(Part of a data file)

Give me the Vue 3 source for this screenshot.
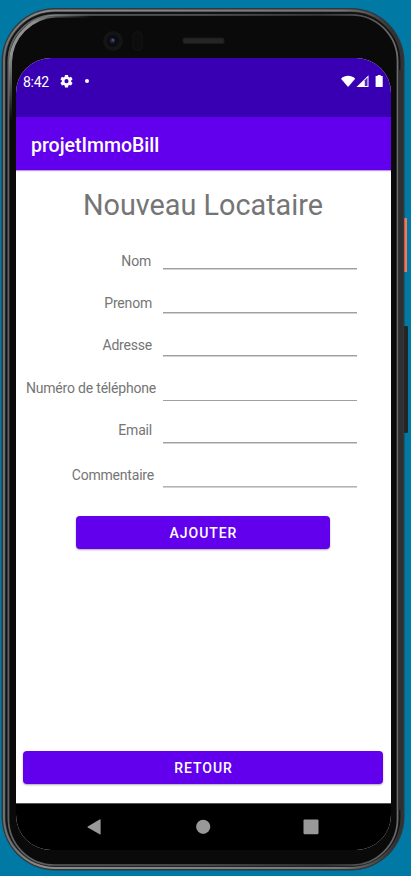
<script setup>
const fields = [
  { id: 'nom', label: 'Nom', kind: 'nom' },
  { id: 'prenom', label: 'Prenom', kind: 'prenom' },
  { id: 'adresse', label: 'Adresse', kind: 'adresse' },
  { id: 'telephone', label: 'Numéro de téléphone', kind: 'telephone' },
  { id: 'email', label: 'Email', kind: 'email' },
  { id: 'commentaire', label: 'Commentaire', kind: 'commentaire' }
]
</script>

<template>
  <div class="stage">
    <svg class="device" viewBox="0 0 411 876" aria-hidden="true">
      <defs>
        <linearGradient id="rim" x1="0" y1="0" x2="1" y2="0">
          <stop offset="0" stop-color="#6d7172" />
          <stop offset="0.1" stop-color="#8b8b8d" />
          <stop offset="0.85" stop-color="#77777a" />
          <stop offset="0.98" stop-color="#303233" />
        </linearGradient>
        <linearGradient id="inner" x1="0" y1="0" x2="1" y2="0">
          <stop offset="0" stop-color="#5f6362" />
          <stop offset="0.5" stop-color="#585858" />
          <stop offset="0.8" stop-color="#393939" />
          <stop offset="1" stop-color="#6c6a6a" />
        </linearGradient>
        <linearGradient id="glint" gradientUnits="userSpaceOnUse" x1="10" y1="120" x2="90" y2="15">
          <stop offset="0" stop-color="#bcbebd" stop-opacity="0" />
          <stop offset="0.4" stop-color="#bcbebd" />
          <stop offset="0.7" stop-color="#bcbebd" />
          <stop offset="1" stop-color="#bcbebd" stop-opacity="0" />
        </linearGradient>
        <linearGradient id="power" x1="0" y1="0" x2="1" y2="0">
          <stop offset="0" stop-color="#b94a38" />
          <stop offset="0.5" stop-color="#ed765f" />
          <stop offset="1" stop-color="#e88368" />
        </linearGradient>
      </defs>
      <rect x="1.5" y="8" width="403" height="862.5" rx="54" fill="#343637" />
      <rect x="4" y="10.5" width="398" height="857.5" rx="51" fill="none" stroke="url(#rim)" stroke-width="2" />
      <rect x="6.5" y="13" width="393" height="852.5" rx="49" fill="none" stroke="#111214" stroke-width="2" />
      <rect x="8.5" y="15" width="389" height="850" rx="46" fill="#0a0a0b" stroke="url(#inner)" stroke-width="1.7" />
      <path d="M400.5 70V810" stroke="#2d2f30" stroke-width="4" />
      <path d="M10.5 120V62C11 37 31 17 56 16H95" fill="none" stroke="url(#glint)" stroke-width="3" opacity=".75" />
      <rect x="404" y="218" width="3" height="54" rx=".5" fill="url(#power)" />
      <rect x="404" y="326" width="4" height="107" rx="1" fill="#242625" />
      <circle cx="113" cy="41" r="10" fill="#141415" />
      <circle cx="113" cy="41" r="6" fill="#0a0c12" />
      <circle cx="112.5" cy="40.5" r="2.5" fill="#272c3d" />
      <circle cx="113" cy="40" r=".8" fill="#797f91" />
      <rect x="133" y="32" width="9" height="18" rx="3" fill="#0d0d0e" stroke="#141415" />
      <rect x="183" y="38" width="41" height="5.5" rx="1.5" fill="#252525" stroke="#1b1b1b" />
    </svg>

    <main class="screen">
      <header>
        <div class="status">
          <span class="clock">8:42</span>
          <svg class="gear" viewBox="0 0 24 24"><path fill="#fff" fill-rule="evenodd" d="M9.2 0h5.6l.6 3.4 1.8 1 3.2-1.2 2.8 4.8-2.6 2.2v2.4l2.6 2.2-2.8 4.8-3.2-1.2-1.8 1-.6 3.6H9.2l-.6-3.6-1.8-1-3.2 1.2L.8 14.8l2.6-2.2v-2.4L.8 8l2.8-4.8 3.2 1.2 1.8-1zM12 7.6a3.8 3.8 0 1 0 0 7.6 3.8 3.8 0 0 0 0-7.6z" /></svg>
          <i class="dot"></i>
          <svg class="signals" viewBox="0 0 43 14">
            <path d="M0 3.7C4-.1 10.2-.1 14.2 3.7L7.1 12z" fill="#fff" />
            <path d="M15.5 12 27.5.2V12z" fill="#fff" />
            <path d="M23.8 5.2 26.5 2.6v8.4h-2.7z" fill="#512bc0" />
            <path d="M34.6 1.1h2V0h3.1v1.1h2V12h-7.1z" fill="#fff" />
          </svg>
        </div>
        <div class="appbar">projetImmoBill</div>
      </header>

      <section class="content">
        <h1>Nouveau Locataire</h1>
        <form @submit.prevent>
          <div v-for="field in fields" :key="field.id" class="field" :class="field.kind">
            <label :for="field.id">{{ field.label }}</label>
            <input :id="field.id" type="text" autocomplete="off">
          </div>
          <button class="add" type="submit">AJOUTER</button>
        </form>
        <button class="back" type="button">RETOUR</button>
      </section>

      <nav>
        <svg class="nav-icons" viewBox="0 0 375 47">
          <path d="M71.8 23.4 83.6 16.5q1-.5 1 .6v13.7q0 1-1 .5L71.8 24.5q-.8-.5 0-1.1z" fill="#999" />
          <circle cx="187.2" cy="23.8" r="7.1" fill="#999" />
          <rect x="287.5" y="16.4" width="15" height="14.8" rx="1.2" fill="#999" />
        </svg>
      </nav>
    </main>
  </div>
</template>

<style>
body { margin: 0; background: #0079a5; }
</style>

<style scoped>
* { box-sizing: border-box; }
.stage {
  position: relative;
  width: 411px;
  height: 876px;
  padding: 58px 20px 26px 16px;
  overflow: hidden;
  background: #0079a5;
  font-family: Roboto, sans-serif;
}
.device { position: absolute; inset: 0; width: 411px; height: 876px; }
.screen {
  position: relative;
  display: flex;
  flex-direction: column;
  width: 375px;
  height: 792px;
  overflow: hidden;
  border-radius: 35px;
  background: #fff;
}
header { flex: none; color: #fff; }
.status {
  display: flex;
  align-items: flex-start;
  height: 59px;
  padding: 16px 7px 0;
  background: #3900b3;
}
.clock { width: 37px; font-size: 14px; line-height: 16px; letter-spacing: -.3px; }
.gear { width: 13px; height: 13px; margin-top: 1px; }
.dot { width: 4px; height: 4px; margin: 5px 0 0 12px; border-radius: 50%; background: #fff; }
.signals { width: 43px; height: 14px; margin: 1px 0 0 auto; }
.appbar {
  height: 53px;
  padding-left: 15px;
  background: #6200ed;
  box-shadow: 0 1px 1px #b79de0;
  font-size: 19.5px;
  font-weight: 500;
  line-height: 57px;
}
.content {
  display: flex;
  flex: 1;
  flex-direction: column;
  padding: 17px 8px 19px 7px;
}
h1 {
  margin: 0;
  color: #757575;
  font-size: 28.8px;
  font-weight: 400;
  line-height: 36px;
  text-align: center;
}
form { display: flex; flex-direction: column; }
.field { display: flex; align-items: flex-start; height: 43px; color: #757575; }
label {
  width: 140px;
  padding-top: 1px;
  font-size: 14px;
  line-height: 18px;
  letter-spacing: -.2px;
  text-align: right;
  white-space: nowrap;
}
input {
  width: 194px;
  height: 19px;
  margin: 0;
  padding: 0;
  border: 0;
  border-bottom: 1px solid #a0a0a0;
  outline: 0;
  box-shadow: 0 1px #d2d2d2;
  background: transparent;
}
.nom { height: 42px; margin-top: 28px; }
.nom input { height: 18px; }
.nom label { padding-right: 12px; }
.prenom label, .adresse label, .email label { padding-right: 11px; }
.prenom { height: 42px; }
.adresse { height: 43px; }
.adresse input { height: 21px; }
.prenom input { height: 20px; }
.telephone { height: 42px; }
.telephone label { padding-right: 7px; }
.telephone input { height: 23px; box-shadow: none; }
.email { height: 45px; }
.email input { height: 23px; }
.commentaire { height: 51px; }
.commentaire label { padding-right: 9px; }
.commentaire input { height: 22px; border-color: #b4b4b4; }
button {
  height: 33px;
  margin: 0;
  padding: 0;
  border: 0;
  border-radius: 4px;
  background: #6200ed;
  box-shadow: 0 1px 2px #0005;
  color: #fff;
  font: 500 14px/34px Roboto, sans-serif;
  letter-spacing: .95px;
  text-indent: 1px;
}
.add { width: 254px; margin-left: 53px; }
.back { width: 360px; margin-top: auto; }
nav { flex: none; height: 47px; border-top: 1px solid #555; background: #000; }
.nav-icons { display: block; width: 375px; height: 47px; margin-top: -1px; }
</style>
---
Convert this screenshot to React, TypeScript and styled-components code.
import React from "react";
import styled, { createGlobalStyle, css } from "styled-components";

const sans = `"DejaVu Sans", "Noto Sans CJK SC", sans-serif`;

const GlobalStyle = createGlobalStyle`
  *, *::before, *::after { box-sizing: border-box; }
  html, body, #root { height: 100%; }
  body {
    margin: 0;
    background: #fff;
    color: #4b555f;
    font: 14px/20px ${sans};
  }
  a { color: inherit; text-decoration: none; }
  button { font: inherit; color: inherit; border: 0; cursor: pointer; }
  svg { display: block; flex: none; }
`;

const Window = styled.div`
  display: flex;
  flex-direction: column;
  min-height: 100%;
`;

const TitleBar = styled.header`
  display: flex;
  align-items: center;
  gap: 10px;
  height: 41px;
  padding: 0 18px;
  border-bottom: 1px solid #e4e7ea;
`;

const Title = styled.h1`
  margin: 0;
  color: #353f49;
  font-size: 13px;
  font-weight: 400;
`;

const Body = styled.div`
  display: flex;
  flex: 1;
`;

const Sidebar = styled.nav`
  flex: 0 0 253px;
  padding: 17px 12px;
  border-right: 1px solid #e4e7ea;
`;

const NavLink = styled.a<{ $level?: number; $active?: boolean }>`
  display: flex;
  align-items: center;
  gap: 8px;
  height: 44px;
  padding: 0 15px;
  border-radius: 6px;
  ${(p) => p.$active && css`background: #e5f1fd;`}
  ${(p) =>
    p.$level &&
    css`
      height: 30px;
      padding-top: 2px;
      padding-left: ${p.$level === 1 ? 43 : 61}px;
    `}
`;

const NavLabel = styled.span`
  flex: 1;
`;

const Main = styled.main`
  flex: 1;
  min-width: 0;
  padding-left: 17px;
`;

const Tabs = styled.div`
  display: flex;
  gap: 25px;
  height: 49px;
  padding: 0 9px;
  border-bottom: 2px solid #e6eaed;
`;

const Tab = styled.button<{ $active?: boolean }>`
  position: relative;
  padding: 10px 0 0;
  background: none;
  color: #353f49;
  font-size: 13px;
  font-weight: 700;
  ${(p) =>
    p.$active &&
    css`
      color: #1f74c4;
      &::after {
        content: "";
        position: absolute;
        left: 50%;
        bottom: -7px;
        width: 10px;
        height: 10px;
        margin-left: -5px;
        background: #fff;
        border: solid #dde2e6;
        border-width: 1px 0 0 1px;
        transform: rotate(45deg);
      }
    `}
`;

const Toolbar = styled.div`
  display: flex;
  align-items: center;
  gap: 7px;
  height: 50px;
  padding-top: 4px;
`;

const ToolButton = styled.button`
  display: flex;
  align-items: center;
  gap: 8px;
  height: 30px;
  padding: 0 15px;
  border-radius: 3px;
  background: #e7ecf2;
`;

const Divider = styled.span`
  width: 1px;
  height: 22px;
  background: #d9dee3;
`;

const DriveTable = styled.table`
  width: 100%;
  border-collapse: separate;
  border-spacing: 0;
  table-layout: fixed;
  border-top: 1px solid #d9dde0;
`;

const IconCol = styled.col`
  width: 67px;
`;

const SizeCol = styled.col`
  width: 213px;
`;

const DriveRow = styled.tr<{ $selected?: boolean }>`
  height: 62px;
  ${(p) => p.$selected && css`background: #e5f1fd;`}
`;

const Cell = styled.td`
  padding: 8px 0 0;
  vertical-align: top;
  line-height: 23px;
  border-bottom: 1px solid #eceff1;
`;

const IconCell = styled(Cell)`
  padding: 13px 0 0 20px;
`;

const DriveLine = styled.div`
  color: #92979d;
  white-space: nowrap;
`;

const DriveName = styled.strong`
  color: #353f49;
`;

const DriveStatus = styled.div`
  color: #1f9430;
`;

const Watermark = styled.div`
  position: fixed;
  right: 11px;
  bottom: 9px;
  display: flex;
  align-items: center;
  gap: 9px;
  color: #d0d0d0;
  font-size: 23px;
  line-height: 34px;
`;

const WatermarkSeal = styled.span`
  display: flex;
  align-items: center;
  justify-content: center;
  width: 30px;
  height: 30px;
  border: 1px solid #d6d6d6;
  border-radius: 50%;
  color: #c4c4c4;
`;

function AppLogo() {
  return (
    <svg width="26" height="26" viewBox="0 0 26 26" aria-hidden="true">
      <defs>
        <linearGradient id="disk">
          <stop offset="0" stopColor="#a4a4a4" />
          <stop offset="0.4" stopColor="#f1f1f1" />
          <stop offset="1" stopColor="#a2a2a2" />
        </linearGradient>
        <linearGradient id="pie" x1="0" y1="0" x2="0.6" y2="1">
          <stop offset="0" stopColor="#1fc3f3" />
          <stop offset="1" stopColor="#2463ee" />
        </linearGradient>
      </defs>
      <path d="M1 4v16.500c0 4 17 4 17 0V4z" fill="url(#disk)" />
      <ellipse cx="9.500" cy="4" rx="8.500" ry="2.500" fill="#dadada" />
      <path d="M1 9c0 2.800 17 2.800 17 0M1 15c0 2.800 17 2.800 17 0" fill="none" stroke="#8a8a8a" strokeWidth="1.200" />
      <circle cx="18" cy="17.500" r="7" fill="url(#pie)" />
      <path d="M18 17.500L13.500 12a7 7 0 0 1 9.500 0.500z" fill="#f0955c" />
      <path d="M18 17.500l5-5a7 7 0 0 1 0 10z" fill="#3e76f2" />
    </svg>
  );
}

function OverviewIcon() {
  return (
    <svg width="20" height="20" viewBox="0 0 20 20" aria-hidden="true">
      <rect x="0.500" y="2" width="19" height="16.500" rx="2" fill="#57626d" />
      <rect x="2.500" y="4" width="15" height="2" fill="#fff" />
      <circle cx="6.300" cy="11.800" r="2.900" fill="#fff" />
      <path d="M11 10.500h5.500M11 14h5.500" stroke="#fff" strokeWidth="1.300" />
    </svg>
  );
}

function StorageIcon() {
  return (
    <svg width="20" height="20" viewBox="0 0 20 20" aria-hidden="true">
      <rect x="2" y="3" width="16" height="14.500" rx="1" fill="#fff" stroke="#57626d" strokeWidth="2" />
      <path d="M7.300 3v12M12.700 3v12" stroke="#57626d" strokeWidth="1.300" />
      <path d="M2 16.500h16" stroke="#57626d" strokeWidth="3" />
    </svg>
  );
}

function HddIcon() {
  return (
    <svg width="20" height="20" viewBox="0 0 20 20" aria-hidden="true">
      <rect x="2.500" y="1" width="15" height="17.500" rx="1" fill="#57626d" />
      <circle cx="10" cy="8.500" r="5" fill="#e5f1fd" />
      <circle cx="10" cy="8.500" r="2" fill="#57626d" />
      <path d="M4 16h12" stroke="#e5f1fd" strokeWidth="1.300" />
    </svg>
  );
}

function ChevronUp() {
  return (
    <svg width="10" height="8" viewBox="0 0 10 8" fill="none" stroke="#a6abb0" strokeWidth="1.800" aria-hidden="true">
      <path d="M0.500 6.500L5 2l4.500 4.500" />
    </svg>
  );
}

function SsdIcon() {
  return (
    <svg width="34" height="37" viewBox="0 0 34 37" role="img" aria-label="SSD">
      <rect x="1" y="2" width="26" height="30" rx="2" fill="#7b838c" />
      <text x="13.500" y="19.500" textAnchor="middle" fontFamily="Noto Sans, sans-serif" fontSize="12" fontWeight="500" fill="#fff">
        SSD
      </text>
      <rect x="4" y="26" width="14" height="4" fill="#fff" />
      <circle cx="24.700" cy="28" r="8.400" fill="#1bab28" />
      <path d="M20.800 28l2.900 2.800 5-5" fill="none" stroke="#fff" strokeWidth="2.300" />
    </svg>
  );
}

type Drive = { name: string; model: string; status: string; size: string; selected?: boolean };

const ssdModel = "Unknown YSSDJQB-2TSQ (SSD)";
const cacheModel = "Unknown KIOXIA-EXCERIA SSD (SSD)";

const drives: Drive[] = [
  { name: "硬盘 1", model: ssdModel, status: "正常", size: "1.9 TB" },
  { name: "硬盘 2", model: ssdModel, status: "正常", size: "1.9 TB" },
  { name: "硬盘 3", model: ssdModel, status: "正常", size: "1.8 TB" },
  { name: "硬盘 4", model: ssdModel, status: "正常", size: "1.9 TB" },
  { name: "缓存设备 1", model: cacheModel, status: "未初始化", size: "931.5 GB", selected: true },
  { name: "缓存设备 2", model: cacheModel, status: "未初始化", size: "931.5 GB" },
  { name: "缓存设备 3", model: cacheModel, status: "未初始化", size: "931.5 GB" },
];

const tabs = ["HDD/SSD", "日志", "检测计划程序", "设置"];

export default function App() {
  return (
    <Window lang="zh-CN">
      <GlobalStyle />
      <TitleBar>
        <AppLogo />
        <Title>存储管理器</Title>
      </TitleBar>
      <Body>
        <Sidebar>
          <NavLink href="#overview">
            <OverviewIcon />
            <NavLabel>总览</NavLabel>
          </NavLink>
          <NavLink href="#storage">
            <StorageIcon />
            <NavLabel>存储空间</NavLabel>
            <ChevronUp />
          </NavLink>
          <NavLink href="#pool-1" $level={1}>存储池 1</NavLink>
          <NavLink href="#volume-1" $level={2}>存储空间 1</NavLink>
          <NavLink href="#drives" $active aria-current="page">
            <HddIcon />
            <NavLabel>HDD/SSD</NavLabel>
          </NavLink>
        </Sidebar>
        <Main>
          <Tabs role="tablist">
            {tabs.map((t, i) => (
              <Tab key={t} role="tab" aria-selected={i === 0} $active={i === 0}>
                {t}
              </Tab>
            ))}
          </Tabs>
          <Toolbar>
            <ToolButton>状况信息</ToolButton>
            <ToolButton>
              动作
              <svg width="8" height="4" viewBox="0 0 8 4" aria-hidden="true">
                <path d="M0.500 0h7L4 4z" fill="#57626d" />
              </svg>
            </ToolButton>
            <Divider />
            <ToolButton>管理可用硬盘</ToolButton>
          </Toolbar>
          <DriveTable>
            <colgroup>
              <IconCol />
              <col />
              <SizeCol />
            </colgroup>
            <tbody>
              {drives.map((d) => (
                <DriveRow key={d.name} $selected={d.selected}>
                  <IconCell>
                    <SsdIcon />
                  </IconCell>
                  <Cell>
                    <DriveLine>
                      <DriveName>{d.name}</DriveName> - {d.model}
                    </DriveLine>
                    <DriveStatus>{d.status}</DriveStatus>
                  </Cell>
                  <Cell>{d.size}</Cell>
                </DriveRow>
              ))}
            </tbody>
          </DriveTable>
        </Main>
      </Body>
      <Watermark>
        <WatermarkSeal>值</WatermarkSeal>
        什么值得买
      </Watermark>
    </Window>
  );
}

- [OBJECTIVE]: Search the entries for "React" and copy out each line that has it.

- [SOLVED PROBLEM]:
Convert this screenshot to React, TypeScript and styled-components code.
import React from "react";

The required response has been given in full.